- Resolutions target rail shipments from Wyoming and Utah
- Governors say push could cut them off from Asian markets
West Coast mayors’ efforts to block fossil-fuel shipping terminals in the name of environmentalism threaten jobs and budgets in far-away coal-producing states such as Utah and Wyoming.
The City Council in Oakland, California, wants to prevent coal from being ferried through a planned $250 million terminal that Utah may subsidize. Portland, Oregon, is drafting rules to bar new fossil-fuel infrastructure. Cities in that state and Washington have passed resolutions opposing mineral shipments, arguing that carcinogenic coal dust will harm residents and that burning the fuel overseas will contribute to climate change.
The coordinated effort is a new tactic in the battle over global warming and comes on the heels of the Paris accord that committed the U.S. and other nations to lower emissions from carbon-based fuels. It pits liberal urban enclaves against resource-dependent Republican-leaning states ready to finance shipping terminals hundreds of miles away to sustain ailing industries and workers at home.
“The net effect of these actions is something of a green wall along the West Coast,” said Portland Mayor Charlie Hales. “It’s not just symbolic. It’s a deliberate turn toward public policy that strands much of the fossil fuel already discovered in the ground by not facilitating its movement to market.”
The U.S. exports about 125 million tons of coal annually, and West Coast coal-shipping terminals are at capacity. Blocking construction of terminals that would allow overseas expansion could further diminish the industry in states that depend upon it, said Dale Hazelton, an Annapolis, Maryland-based senior research manager with Wood Mackenzie, which provides intelligence for the energy, metals and mining industries.
“Coal-burning in the U.S. is going to go down, and the export market is going to be the only place to go with it,” Hazelton said. “Coal’s heyday is in the past in the U.S. In other countries it’s just building up.”
Wyoming, which produces 40 percent of all coal dug in the U.S., faces a $638 million decline in revenue over the next three years, thanks in part to falling use of the fuel. Coal accounts for 14 percent of Wyoming’s gross state product and 6 percent of its jobs.
To lessen the impact of declining domestic demand, the state wants to help companies within its borders that operate the largest U.S. coal mines, such as Peabody Energy Corp., Cloud Peak Energy Inc. and Arch Coal Inc. In March, the legislature authorized issuing up to $1 billion of bonds through the Wyoming Infrastructure Authority to finance construction of coal terminals in the Pacific Northwest.

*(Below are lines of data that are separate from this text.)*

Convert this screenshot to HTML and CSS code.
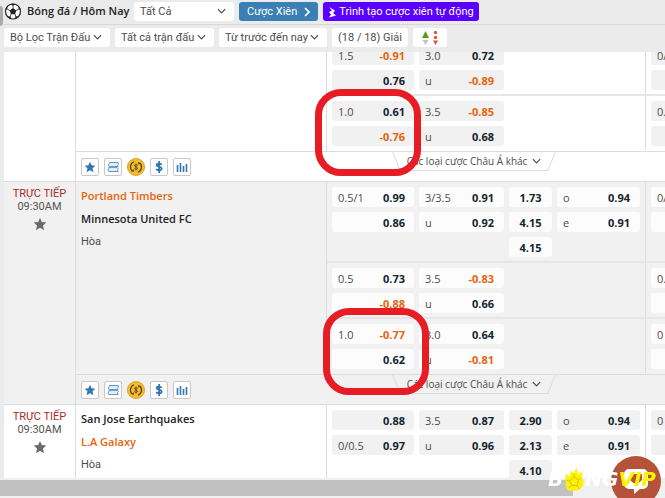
FILE: index.html
```html
<!DOCTYPE html>
<html lang="vi">
<head>
    <meta charset="UTF-8">
    <meta name="viewport" content="width=device-width, initial-scale=1.0">
    <title>Bóng đá / Hôm Nay</title>
    <link rel="stylesheet" href="styles.css">
</head>
<body>
    <svg class="sprite" aria-hidden="true">
        <symbol id="star" viewBox="0 0 16 16"><path d="M8 1l2.1 4.8 5.1.5-3.8 3.5 1.1 5.2L8 12.3 3.5 15l1.1-5.2L.8 6.3l5.1-.5z" fill="currentColor"/></symbol>
        <symbol id="ticket" viewBox="0 0 16 16"><path d="M3.500 2H15v2.500L14 6l1 1.500H3.500L1.500 6l1-1.500zM2.500 8.500H13.500l1.500 1.500-1 1.500 1 2.500H2.500L1 12l1.500-1.500z" fill="#e3eff8" stroke="currentColor"/></symbol>
        <symbol id="coin" viewBox="0 0 18 18"><circle cx="9" cy="9" r="8.500" fill="#f2bd35" stroke="#dca320"/><path d="M7 3.800a5.500 5.500 0 0 0-1.500 9.400M11 14.200a5.500 5.500 0 0 0 1.500-9.400" fill="none" stroke="#5b4312" stroke-width="1.200"/><path d="M4 12.500l3 1.500-.2-2.600zM14 5.500L11 4l.2 2.600z" fill="#5b4312"/><path d="M10.700 7.400C10.200 6.400 7.500 6.400 7.500 7.800c0 1.500 3.100.9 3.100 2.500 0 1.300-2.700 1.300-3.300.3M9 5.700v6.600" fill="none" stroke="#5b4312" stroke-width=".9"/></symbol>
        <symbol id="dollar" viewBox="0 0 16 16"><path d="M11.500 5.200C10.800 3 5 2.800 5 5.500 5 8.300 11.500 7 11.500 10.300c0 3-6.200 2.800-7 .2M8.200 0v16" fill="none" stroke="currentColor" stroke-width="2.400"/></symbol>
        <symbol id="bars" viewBox="0 0 12 12"><path d="M1.500 4v7M4.500 2v9M7.500 5v6M10.500 3v8" stroke="currentColor" stroke-width="1.600"/></symbol>
        <symbol id="down" viewBox="0 0 10 6"><path d="M1 1l4 4 4-4" fill="none" stroke="currentColor" stroke-width="1.300"/></symbol>
    </svg>

    <header class="toolbar">
        <button class="side-tab" aria-label="Menu"></button>
        <div class="title-row">
            <svg class="ball" viewBox="0 0 18 18" aria-hidden="true">
                <circle cx="9" cy="9" r="7.500" fill="#fff" stroke="#222" stroke-width="1.200"/>
                <path d="M9 5.500l3.300 2.400-1.300 3.800H7L5.700 7.900zM6 1.800L9 3.300l3-1.500-3-.8zM1.300 8.500l2-2.300.2-3L1.500 6zM16.700 8.500l-2-2.300-.2-3 2 2.800zM3.300 13.800l3.200.300.8 2.300-2.300-.6zM14.700 13.800l-3.200.3-.8 2.300 2.300-.6z" fill="#222"/>
                <path d="M9 3v3M3 6.500l3 1.500M15 6.500L12 8M7 11.500l-1 3M11 11.500l1 3" stroke="#222" stroke-width=".8"/>
            </svg>
            <h1>Bóng đá / Hôm Nay</h1>
            <div class="select league">
                <select aria-label="Giải đấu"><option>Tất Cả</option></select>
                <svg><use href="#down"/></svg>
            </div>
            <button class="parlay">Cược Xiên <svg viewBox="0 0 6 10"><path d="M1 1l4 4-4 4" fill="none" stroke="currentColor" stroke-width="1.600"/></svg></button>
            <button class="builder"><svg viewBox="0 0 8 12"><path d="M1 1l6 3.500-2 2.500 3 2.500L1 11.500l2-3L1 6l3-1.500z" fill="currentColor"/></svg> Trình tạo cược xiên tự động</button>
        </div>
        <div class="filter-row">
            <div class="select filter-a">
                <select aria-label="Bộ lọc"><option>Bộ Lọc Trận Đấu</option></select>
                <svg><use href="#down"/></svg>
            </div>
            <div class="select filter-b">
                <select aria-label="Trận đấu"><option>Tất cả trận đấu</option></select>
                <svg><use href="#down"/></svg>
            </div>
            <div class="select filter-c">
                <select aria-label="Thời gian"><option>Từ trước đến nay</option></select>
                <svg><use href="#down"/></svg>
            </div>
            <button class="count">(18 / 18) Giải</button>
            <button class="sort" aria-label="Sắp xếp">
                <svg viewBox="0 0 18 16">
                    <path d="M4.500 1L8 8H1z" fill="#5d9a1c"/><path d="M1.500 10h6l-3 5z" fill="#c4c4c4"/>
                    <path d="M12 10.500h5l-2.500 4.500z" fill="#d9583f"/><circle cx="14.500" cy="2.500" r="1.700" fill="#d9583f"/><circle cx="14.500" cy="7.500" r="1.700" fill="#d9583f"/>
                </svg>
            </button>
        </div>
    </header>

    <main class="matches">
        <section class="match match-scrolled">
            <div class="time"></div>
            <div class="teams"></div>
            <div class="odds">
                <div class="group">
                    <div class="col hdp">
                        <button><span>1.5</span><b class="neg">-0.91</b></button>
                        <button><span></span><b>0.76</b></button>
                    </div>
                    <div class="col">
                        <button><span>3.0</span><b>0.72</b></button>
                        <button><span>u</span><b class="neg">-0.89</b></button>
                    </div>
                    <div class="col next"><button><span>0/0.5</span></button><button></button></div>
                </div>
                <div class="group">
                    <div class="col hdp">
                        <button><span>1.0</span><b>0.61</b></button>
                        <button><span></span><b class="neg">-0.76</b></button>
                    </div>
                    <div class="col">
                        <button><span>3.5</span><b class="neg">-0.85</b></button>
                        <button><span>u</span><b>0.68</b></button>
                    </div>
                    <div class="col next"><button><span>0.5</span></button><button></button></div>
                    <div class="mark mark-first"></div>
                </div>
            </div>
            <div class="match-foot">
                <div class="tools">
                    <button aria-label="Yêu thích"><svg><use href="#star"/></svg></button>
                    <button aria-label="Phiếu cược"><svg><use href="#ticket"/></svg></button>
                    <button class="coin" aria-label="Cash out"><svg><use href="#coin"/></svg></button>
                    <button aria-label="Tiền cược"><svg><use href="#dollar"/></svg></button>
                    <button aria-label="Thống kê"><svg><use href="#bars"/></svg></button>
                </div>
                <button class="more">Các loại cược Châu Á khác <svg><use href="#down"/></svg></button>
            </div>
        </section>

        <section class="match match-alt">
            <div class="time">
                <span class="live">TRỰC TIẾP</span>
                <span>09:30AM</span>
                <svg><use href="#star"/></svg>
            </div>
            <div class="teams">
                <strong class="fav">Portland Timbers</strong>
                <strong>Minnesota United FC</strong>
                <span>Hòa</span>
            </div>
            <div class="odds">
                <div class="group">
                    <div class="col hdp">
                        <button><span>0.5/1</span><b>0.99</b></button>
                        <button><span></span><b>0.86</b></button>
                    </div>
                    <div class="col">
                        <button><span>3/3.5</span><b>0.91</b></button>
                        <button><span>u</span><b>0.92</b></button>
                    </div>
                    <div class="col single">
                        <button><b>1.73</b></button>
                        <button><b>4.15</b></button>
                        <button><b>4.15</b></button>
                    </div>
                    <div class="col">
                        <button><span>o</span><b>0.94</b></button>
                        <button><span>e</span><b>0.91</b></button>
                    </div>
                    <div class="col next"><button><span>0/0.5</span></button><button></button></div>
                </div>
                <div class="group">
                    <div class="col hdp">
                        <button><span>0.5</span><b>0.73</b></button>
                        <button><span></span><b class="neg">-0.88</b></button>
                    </div>
                    <div class="col">
                        <button><span>3.5</span><b class="neg">-0.83</b></button>
                        <button><span>u</span><b>0.66</b></button>
                    </div>
                    <div class="col next"><button><span>0.5</span></button><button></button></div>
                </div>
                <div class="group">
                    <div class="col hdp">
                        <button><span>1.0</span><b class="neg">-0.77</b></button>
                        <button><span></span><b>0.62</b></button>
                    </div>
                    <div class="col">
                        <button><span>3.0</span><b>0.64</b></button>
                        <button><span>u</span><b class="neg">-0.81</b></button>
                    </div>
                    <div class="col next"><button><span>0</span></button><button></button></div>
                    <div class="mark mark-second"></div>
                </div>
            </div>
            <div class="match-foot">
                <div class="tools">
                    <button aria-label="Yêu thích"><svg><use href="#star"/></svg></button>
                    <button aria-label="Phiếu cược"><svg><use href="#ticket"/></svg></button>
                    <button class="coin" aria-label="Cash out"><svg><use href="#coin"/></svg></button>
                    <button aria-label="Tiền cược"><svg><use href="#dollar"/></svg></button>
                    <button aria-label="Thống kê"><svg><use href="#bars"/></svg></button>
                </div>
                <button class="more">Các loại cược Châu Á khác <svg><use href="#down"/></svg></button>
            </div>
        </section>

        <section class="match">
            <div class="time">
                <span class="live">TRỰC TIẾP</span>
                <span>09:30AM</span>
                <svg><use href="#star"/></svg>
            </div>
            <div class="teams">
                <strong>San Jose Earthquakes</strong>
                <strong class="fav">L.A Galaxy</strong>
                <span>Hòa</span>
            </div>
            <div class="odds">
                <div class="group">
                    <div class="col hdp">
                        <button><span></span><b>0.88</b></button>
                        <button><span>0/0.5</span><b>0.97</b></button>
                    </div>
                    <div class="col">
                        <button><span>3.5</span><b>0.87</b></button>
                        <button><span>u</span><b>0.96</b></button>
                    </div>
                    <div class="col single">
                        <button><b>2.90</b></button>
                        <button><b>2.13</b></button>
                        <button><b>4.10</b></button>
                    </div>
                    <div class="col">
                        <button><span>o</span><b>0.94</b></button>
                        <button><span>e</span><b>0.91</b></button>
                    </div>
                    <div class="col next"><button><span>0</span></button><button></button></div>
                </div>
            </div>
        </section>
    </main>

    <div class="scrollbar"><div class="thumb"></div></div>

    <button class="chat" aria-label="Trò chuyện">
        <svg viewBox="0 0 32 32"><path d="M9 5h14a5 5 0 0 1 5 5v10a5 5 0 0 1-5 5h-3l-6 5v-5H9a5 5 0 0 1-5-5V10a5 5 0 0 1 5-5z" fill="#fff"/><path d="M10 10h12v6q-6 7-12 0z" fill="#b4533a"/></svg>
    </button>
    <div class="brand">
        <span>B</span>
        <svg viewBox="0 0 18 24" aria-label="O"><path d="M3 22C0 17 2 12 1 7l4 3 1-6 3 3 2-6 2 7 4-4-1 7 2 2c0 6-3 10-8 10-3 0-5 0-7-1z" fill="#fff200"/><path d="M9 10l4 3-1 5H7l-2-4zM9 7v3M13 13l3-2M12 18l2 3M7 18l-3 2M5 14l-3-1" fill="none" stroke="#c9bf00" stroke-width=".8"/></svg>
        <span>NG</span><span class="vip">VIP</span>
    </div>
</body>
</html>
```

FILE: styles.css
```css
* {
    box-sizing: border-box;
}

body {
    display: flex;
    flex-direction: column;
    height: 100vh;
    margin: 0;
    overflow: hidden;
    background: #ebebeb;
    color: #4c4c4c;
    font-family: Roboto, "Noto Sans", sans-serif;
    font-size: 11px;
}

button, select {
    margin: 0;
    padding: 0;
    border: none;
    background: none;
    color: inherit;
    font: inherit;
    cursor: pointer;
}

.sprite {
    display: none;
}

/* toolbar */
.toolbar {
    position: relative;
    padding-left: 4px;
}

.side-tab {
    position: absolute;
    left: 0;
    top: 6px;
    width: 3px;
    height: 20px;
    border-radius: 0 3px 3px 0;
    background: #aaa;
}

.title-row, .filter-row {
    display: flex;
    gap: 5px;
}

.title-row {
    height: 25px;
    padding-top: 2px;
    border-bottom: 1px solid #d8d8d8;
}

.filter-row {
    height: 27px;
    padding-top: 3px;
}

.title-row > *, .filter-row > * {
    flex-shrink: 0;
    height: 19px;
    border-radius: 3px;
    white-space: nowrap;
}

.ball {
    width: 18px;
}

h1 {
    width: 102px;
    margin: 0;
    color: #222;
    font-family: "Open Sans", "Noto Sans", sans-serif;
    font-size: 11px;
    font-weight: 600;
    line-height: 18px;
}

.select {
    position: relative;
    background: #fff;
}

.select select {
    width: 100%;
    height: 100%;
    padding: 0 6px;
    appearance: none;
}

.select svg {
    position: absolute;
    right: 8px;
    top: 6px;
    width: 9px;
    height: 6px;
    pointer-events: none;
}

.league {
    width: 100px;
}

.parlay {
    display: flex;
    align-items: center;
    justify-content: space-between;
    width: 79px;
    padding: 0 8px;
    background: #3a80b5;
    color: #fff;
}

.parlay svg {
    width: 6px;
    height: 10px;
}

.builder {
    display: flex;
    gap: 3px;
    align-items: center;
    justify-content: center;
    width: 156px;
    background: #5a00ff;
    color: #fff;
}

.builder svg {
    flex-shrink: 0;
    width: 8px;
    height: 12px;
}

.filter-a {
    width: 106px;
}

.filter-b {
    width: 99px;
}

.filter-c {
    width: 108px;
}

.count {
    width: 76px;
    background: #fff;
}

.sort {
    width: 34px;
    background: #fff;
}

.sort svg {
    display: block;
    width: 18px;
    height: 16px;
    margin: 0 auto;
}

/* matches */
.matches {
    flex: 1;
    min-height: 0;
    margin-left: 4px;
    overflow: hidden;
    background: #fff;
}

.match {
    display: grid;
    grid-template-columns: 72px 1fr 339px;
    border-top: 1px solid #dcdcdc;
    background: #fff;
}

.match-alt {
    background: #f1f1f1;
}

.match-scrolled {
    margin-top: -13px;
}

.time {
    display: flex;
    flex-direction: column;
    grid-row: 1 / 3;
    align-items: center;
    padding-top: 5px;
    border-right: 1px solid #dcdcdc;
    line-height: 13px;
    color: #555;
}

.time .live {
    color: #a92b2b;
}

.time svg {
    width: 14px;
    height: 14px;
    margin-top: 4px;
    color: #6b6b6b;
}

.teams {
    display: flex;
    flex-direction: column;
    padding: 2px 5px;
    line-height: 23px;
}

.teams strong {
    color: #222;
    font-family: "Open Sans", "Noto Sans", sans-serif;
    font-weight: 600;
}

.teams .fav, .neg {
    color: #e8640c;
}

.odds {
    border-left: 1px solid #dcdcdc;
    font-family: "Open Sans", "Noto Sans", sans-serif;
}

.group {
    position: relative;
    display: grid;
    grid-template-columns: 82px 85px 43px 83px 1fr;
    gap: 5px;
    padding: 5px 0 4px 5px;
    border-bottom: 2px solid #e6e6e6;
}

.group:last-child {
    padding-bottom: 5px;
    border-bottom: none;
}

.col {
    display: flex;
    flex-direction: column;
    gap: 5px;
}

.col button {
    display: flex;
    align-items: center;
    justify-content: space-between;
    height: 20px;
    padding: 0 10px 0 6px;
    border-radius: 3px;
    background: #f1f1f1;
}

.match-alt .col button {
    background: #fcfcfc;
}

.col b {
    color: #14242e;
    font-weight: 700;
}

.col b.neg {
    color: #e8640c;
}

.hdp button {
    padding-right: 9px;
}

.single button {
    justify-content: center;
    padding: 0;
}

.next {
    grid-column: 5;
    margin: -5px 0 -4px;
    padding: 5px 0 4px 5px;
    border-left: 1px solid #dcdcdc;
    overflow: hidden;
}

.next button {
    width: 82px;
}

.mark {
    position: absolute;
    z-index: 1;
    width: 106px;
    height: 87px;
    border: 7px solid #e81c24;
    border-radius: 26px;
}

.mark-first {
    left: -12px;
    top: -7px;
}

.mark-second {
    left: -4px;
    top: -11px;
}

.match-foot {
    display: flex;
    grid-column: 2 / 4;
    justify-content: space-between;
    height: 30px;
    padding: 0 109px 0 5px;
    border-top: 1px solid #dcdcdc;
}

.tools {
    display: flex;
    gap: 5px;
    align-items: center;
}

.tools button {
    display: flex;
    align-items: center;
    justify-content: center;
    width: 18px;
    height: 18px;
    border: 1px solid #c8c8c8;
    border-radius: 2px;
    background: #fff;
    color: #2f78b3;
}

.tools svg {
    width: 12px;
    height: 12px;
}

.tools .coin {
    border: none;
    background: none;
}

.tools .coin svg {
    width: 18px;
    height: 18px;
}

.more {
    position: relative;
    display: flex;
    gap: 5px;
    align-items: center;
    justify-content: center;
    width: 164px;
    height: 18px;
    font-family: "Open Sans", "Noto Sans", sans-serif;
    font-size: 10px;
    white-space: nowrap;
}

.more::before, .more::after {
    content: "";
    position: absolute;
    top: 0;
    width: 76px;
    height: 18px;
    border-bottom: 1px solid #dcdcdc;
}

.more::before {
    left: 4px;
    border-left: 1px solid #dcdcdc;
    transform: skewX(22deg);
}

.more::after {
    right: 4px;
    border-right: 1px solid #dcdcdc;
    transform: skewX(-22deg);
}

.more svg {
    width: 9px;
    height: 6px;
}

/* page bottom */
.scrollbar {
    height: 20px;
    padding: 2px 92px 2px 0;
    background: #f0f0f0;
}

.thumb {
    height: 16px;
    background: #c1c1c1;
}

.chat {
    position: fixed;
    right: 4px;
    bottom: -8px;
    width: 50px;
    height: 50px;
    border-radius: 50%;
    background: #b4533a;
}

.chat svg {
    width: 32px;
    height: 32px;
}

.brand {
    position: fixed;
    right: 9px;
    bottom: 6px;
    display: flex;
    align-items: center;
    color: #fff;
    font: italic bold 20px/24px "DejaVu Sans", sans-serif;
}

.brand svg {
    width: 20px;
    height: 26px;
    margin: 0 1px;
}

.brand .vip {
    color: #fff200;
}
```
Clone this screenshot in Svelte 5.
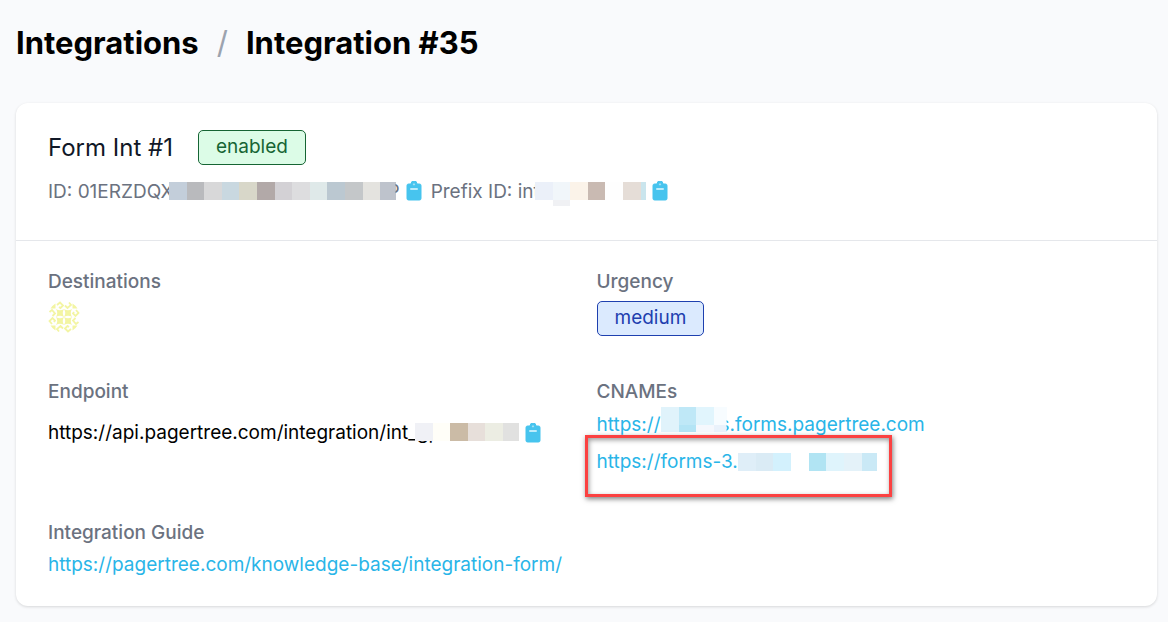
<script>
  const idMosaic = ['#c3ceda', '#b9babd', '#d8d8d9', '#c9d8e0', '#d8d7c9', '#b2a9a8', '#d3d1d5', '#dddddf', '#dfe9e9', '#bbc8d1', '#c4c7c9', '#e4e3df', '#bec3cc'];
  const prefixMosaic = ['#ebf0f9', '#f1f6fa', '#fbf3e9', '#c9bab2', '#fefefe', '#e5ddd7', '#cae5ed'];
  const endpointMosaic = ['#f0f1f6', '#fffef8', '#cbbba6', '#e7dfda', '#ecede3', '#e1e1e0'];
  const quarters = [0, 1, 2, 3];
</script>

{#snippet clipboard(label)}
  <button class="copy" type="button" aria-label={label}>
    <svg width="16" height="20" viewBox="0 0 16 20" aria-hidden="true">
      <path fill="#47c4ee" fill-rule="evenodd" d="M5 3a3 3 0 0 1 6 0h2.5A1.5 1.5 0 0 1 15 4.500V17.500A1.500 1.500 0 0 1 13.500 19h-11A1.500 1.500 0 0 1 1 17.500V4.500A1.500 1.500 0 0 1 2.500 3zM8 2a1.200 1.200 0 1 0 0 2.400A1.200 1.200 0 0 0 8 2z" stroke="#47c4ee" stroke-width="1" />
      <rect x="4" y="7" width="8" height="2" rx="1" fill="#bcecfb" />
    </svg>
  </button>
{/snippet}

{#snippet mosaic(colors, width)}
  <svg class="mosaic" {width} height="18" viewBox="0 0 {width} 18" shape-rendering="crispEdges" aria-hidden="true">
    {#each colors as c, i}
      <rect x={i * 17.6} width="18" height="18" fill={c} />
    {/each}
  </svg>
{/snippet}

<main>
  <h1><span>Integrations</span><span class="slash">/</span><span>Integration #35</span></h1>

  <section class="card">
    <header>
      <div class="title">
        <h2>Form Int #1</h2>
        <span class="badge enabled">enabled</span>
      </div>
      <div class="meta">
        <span class="item"><span>ID: 01ERZDQX</span><span class="cover">{@render mosaic(idMosaic, 227)}</span><span class="tail">P</span></span>
        {@render clipboard('Copy ID')}
        <span class="item prefix"><span>Prefix ID: int</span><span class="cover over">{@render mosaic(prefixMosaic, 111)}<i></i></span></span>
        {@render clipboard('Copy prefix ID')}
      </div>
    </header>

    <dl>
      <div>
        <dt>Destinations</dt>
        <dd class="chip">
          <svg width="32" height="32" viewBox="0 0 32 32" aria-hidden="true">
            {#each quarters as q}
              <g transform="rotate({q * 90} 16 16)">
                <path fill="#f3f5a3" d="M8 8Q12 10.500 16 8Q13.500 12 16 16Q12 13.500 8 16Q10.500 12 8 8zM2.500 7.500A16 16 0 0 1 7.500 2.500V7.500z" />
                <path fill="none" stroke="#f3f5a3" stroke-width="1.800" d="M9 4l3-2.500 3 3-2.500 2.500-1.500-1M17 4.500l2.500 2.500 3.500-3-2-2.500" />
              </g>
            {/each}
          </svg>
        </dd>
      </div>
      <div>
        <dt>Urgency</dt>
        <dd class="chip"><span class="badge medium">medium</span></dd>
      </div>
      <div>
        <dt>Endpoint</dt>
        <dd class="endpoint">
          <span class="item"><span>https://api.pagertree.com/integration/int_</span><span class="under">gp</span><span class="cover">{@render mosaic(endpointMosaic, 104)}</span></span>
          {@render clipboard('Copy endpoint')}
        </dd>
      </div>
      <div>
        <dt>CNAMEs</dt>
        <dd class="cnames">
          <a class="item" href="#forms"><span>https://</span><span class="hidden-name"><svg width="66" height="26" viewBox="0 0 66 26" shape-rendering="crispEdges" aria-hidden="true">
              <path fill="#e0f3fb" d="M0 0h18v25H0z" />
              <path fill="#bfe8f7" d="M18 0h17v18H18z" />
              <path fill="#b3e4f5" d="M18 18h17v7H18z" />
              <path fill="#e1f5fd" d="M35 0h18v18H35z" />
              <path fill="#f7fcff" d="M53 0h13v18H53z" />
              <path fill="#f5f8fd" d="M35 18h18v7H35z" />
              <path fill="#eaf2fb" d="M53 18h13v7H53z" />
            </svg></span><span class="peek">s</span><span>.forms.pagertree.com</span></a>
          <div class="marked">
            <a class="item" href="#forms-3"><span>https://forms-3.</span><span class="domain"><svg width="139" height="18" viewBox="0 0 139 18" shape-rendering="crispEdges" aria-hidden="true">
                <path fill="#dfeef8" d="M0 0h18v18H0z" />
                <path fill="#daebf5" d="M18 0h17v18H18z" />
                <path fill="#d3f1fd" d="M35 0h18v18H35z" />
                <path fill="#b1e4f3" d="M71 0h17v18H71z" />
                <path fill="#dff4fc" d="M88 0h18v18H88z" />
                <path fill="#e4f2f9" d="M106 0h18v18h-18z" />
                <path fill="#cae9f6" d="M124 0h15v18h-15z" />
              </svg></span></a>
          </div>
        </dd>
      </div>
      <div class="wide">
        <dt>Integration Guide</dt>
        <dd class="guide"><a href="#guide">https://pagertree.com/knowledge-base/integration-form/</a></dd>
      </div>
    </dl>
  </section>
</main>

<style>
  :global(body) { margin: 0; background: #f9fafc; }
  main { padding: 22px 11px 16px 16px; font: 400 19px/28px Inter, sans-serif; color: #111827; }
  h1, h2, dl, dd { margin: 0; }
  h1 { display: flex; gap: 18px; font-size: 31px; line-height: 42px; font-weight: 700; color: #000; }
  .slash { color: #9ca3af; font-weight: 400; }
  .card { margin-top: 39px; background: #fff; border-radius: 12px; box-shadow: 0 1px 3px rgb(0 0 0 / 14%); }
  header { padding: 27px 32px 34px; border-bottom: 1px solid #e5e7eb; }
  .title { display: flex; align-items: center; gap: 25px; }
  h2 { font-size: 24px; line-height: 35px; font-weight: 400; }
  .badge { display: inline-block; box-sizing: border-box; height: 35px; padding: 0 17px; border: 1px solid; border-radius: 5px; line-height: 32px; }
  .enabled { background: #dcfce7; color: #166534; }
  .medium { background: #dbeafe; color: #1e40af; }
  .meta { display: flex; align-items: center; margin-top: 13px; color: #6b7280; }
  .item { display: inline-flex; align-items: center; white-space: nowrap; }
  .cover { position: relative; display: flex; margin-left: -5px; }
  .over i { position: absolute; left: 18px; top: 18px; width: 17px; height: 6px; background: #f0f1f4; }
  .mosaic, .copy svg, .chip svg { display: block; }
  .mosaic, .meta .copy svg { margin-bottom: 2px; }
  .tail { margin-left: -8px; clip-path: inset(0 0 0 8px); }
  .prefix { margin-left: 9px; }
  .copy { margin: 0 0 0 6px; padding: 0; border: 0; background: none; }
  dl { display: grid; grid-template-columns: 1fr 1fr; column-gap: 20px; padding: 27px 32px 27px; }
  dt { font-weight: 500; color: #6b7280; }
  .chip { height: 35px; margin: 5px 0 42px; }
  .endpoint { display: flex; align-items: center; margin-top: 13px; color: #000; }
  .under { margin-right: -20px; }
  .cnames { display: flex; flex-direction: column; align-items: flex-start; gap: 9px; margin: 5px 0 43px; }
  a { color: #29b5e8; text-decoration: none; }
  .hidden-name { display: flex; height: 26px; margin-top: -10px; }
  .peek { margin-left: -7px; clip-path: inset(0 0 0 7px); }
  .domain { display: flex; }
  .marked { position: relative; }
  .marked::after { content: ""; position: absolute; inset: -13px -15px -21px -12px; border: 3px solid #fb4141; box-shadow: 1px 2px 5px rgb(0 0 0 / 50%), inset 1px 2px 5px rgb(0 0 0 / 40%); pointer-events: none; }
  .wide { grid-column: 1 / -1; }
  .guide { margin-top: 4px; }
</style>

Republican Governor Matt Mead said these facilities are critical to a state that relies on commodities for 70 percent of its revenue. Not only are the West Coast cities threatening his state’s economy, but they are meddling with interstate commerce, he said.
“If I on my own, or a community in Wyoming decides they don’t want Washington apples, or don’t want Boeing aircraft flying in our airspace, the consequences of that lead to a corruption of interstate commerce,” Mead said in an interview. “I am concerned about that on the legal front.”
Millennium Bulk Terminals-Longview LLC, which wants to build a terminal for Wyoming coal in Washington, says regional trade would be revitalized by transforming a former Reynolds Aluminum smelter to a port handling up to 44 million metric tons a year. Railroads and the company have promised that cars bound for the site on the Columbia River about 130 miles (210 kilometers) south of Seattle, would receive a dust-suppression topping, Millennium’s president, Bill Chapman, said in an e-mail.
The project is still in the permitting process and the sale of the Wyoming debt will depend upon whether the company needs the financing if the terminal is approved.
“This is putting investors on notice that this is going to be difficult,” said Hazelton, the analyst from Wood Mackenzie. “These cities have learned from environmentalists that if you delay these projects it’s almost as good as getting them canceled. You draw the costs up so much and get so much push-back, you stop these things from happening.”
In Utah, four coal-dependent counties in April offered $53 million to Oakland, California-based Terminal Logistics Solutions in exchange for shipping rights at its planned deep-water terminal, which will handle 9 million metric tons annually. The loan is still under review by Utah officials.
“This year, the oldest coal-fired power plant in the area shut down and we lost a major coal mine and 300 jobs,” said Jae Potter, a Carbon County commissioner. “This bulk terminal is an opportunity to mitigate the impact and help us plan into the future.”
The facility is part of a 15-year effort to revitalize the waterfront through redevelopment of a former Army base. The Utah counties’ investment prompted the Oakland City Council to consider modifying its development agreement to ban coal from the facility.
“We will have the opportunity to do something that will protect the public’s health and safety,” said City Councilman Dan Kalb. “It’s risky to hang your hat on coal. It’s a dying industry.”
Environmental groups say Utah shouldn’t be allowed to use the $53 million for the terminal because the money came from federal mineral royalties handed back to the state to relieve the impacts of mining.
“This investment makes worse the very harms it’s supposed to alleviate,” said Aaron Paul, a Denver-based staff attorney for the Grand Canyon Trust.